To extend the keywords available to use in the rel attribute requires the document author to specify a profile to specify these new keywords. See http://www.w3.org/TR/html401/struct/global.html#h-7.4.4 andhttp://www.w3.org/TR/html401/struct/global.html#profiles
In general, specifying meta data involves two steps:
- Declaring a property and a value for that property. This may be done in two ways:
- From within a document, via the META element.
- From outside a document, by linking to meta data via the LINK element (see the section on link types).
- Referring to a profile where the property and its legal values are defined. To designate a profile, use the profile attribute of the HEAD element.
These points specify how to reference Meta data, and the like, from within a HTML document. The current practice does not reflect HTML’s recommendations on this and should be modified to be in conformance. My proposal is the following.

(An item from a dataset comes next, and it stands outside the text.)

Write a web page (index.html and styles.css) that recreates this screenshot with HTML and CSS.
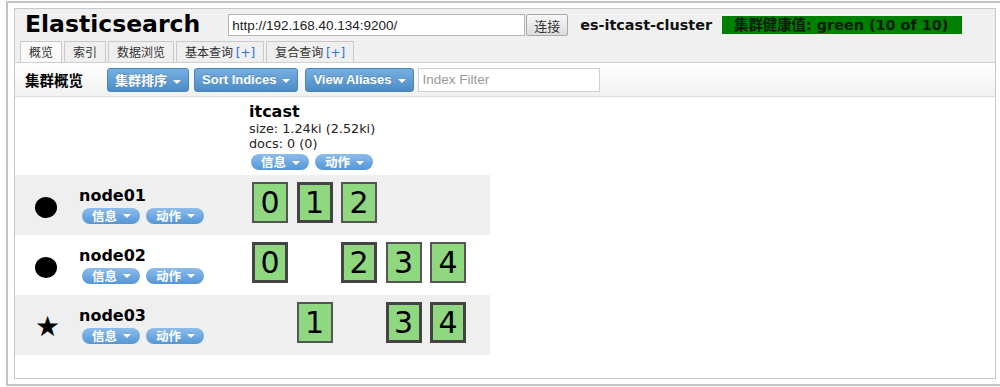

The head element of the page should contain a profile element
e.g. <head profile="http://www.someurl.org/RSSMetaDataProfile/">
The link element pointing to the RSS feed should have a rel attribute, the attribute value is defined by the profile, the profile can be a single URL identifying the profile used it’s format is not specified by HTML (it could just point to an English language specification, for example the RSS 1.0 spec, which states the valid values.)
For example
<link rel="RSS" type="application/xml" title="RSS weblog" href="http://www.aurl.example/rss_weblog_channel.xml" >
<link rel="alternate RSS" type="application/xml" title="RSS articles" href="http://www.aurl.example/rss_articles_channel.xml" >
Now that the alternate value is not artificially overloaded it is possible to use it to correctly specify an alternate choice between two specified link types, rather than an indeterminate alternate choice.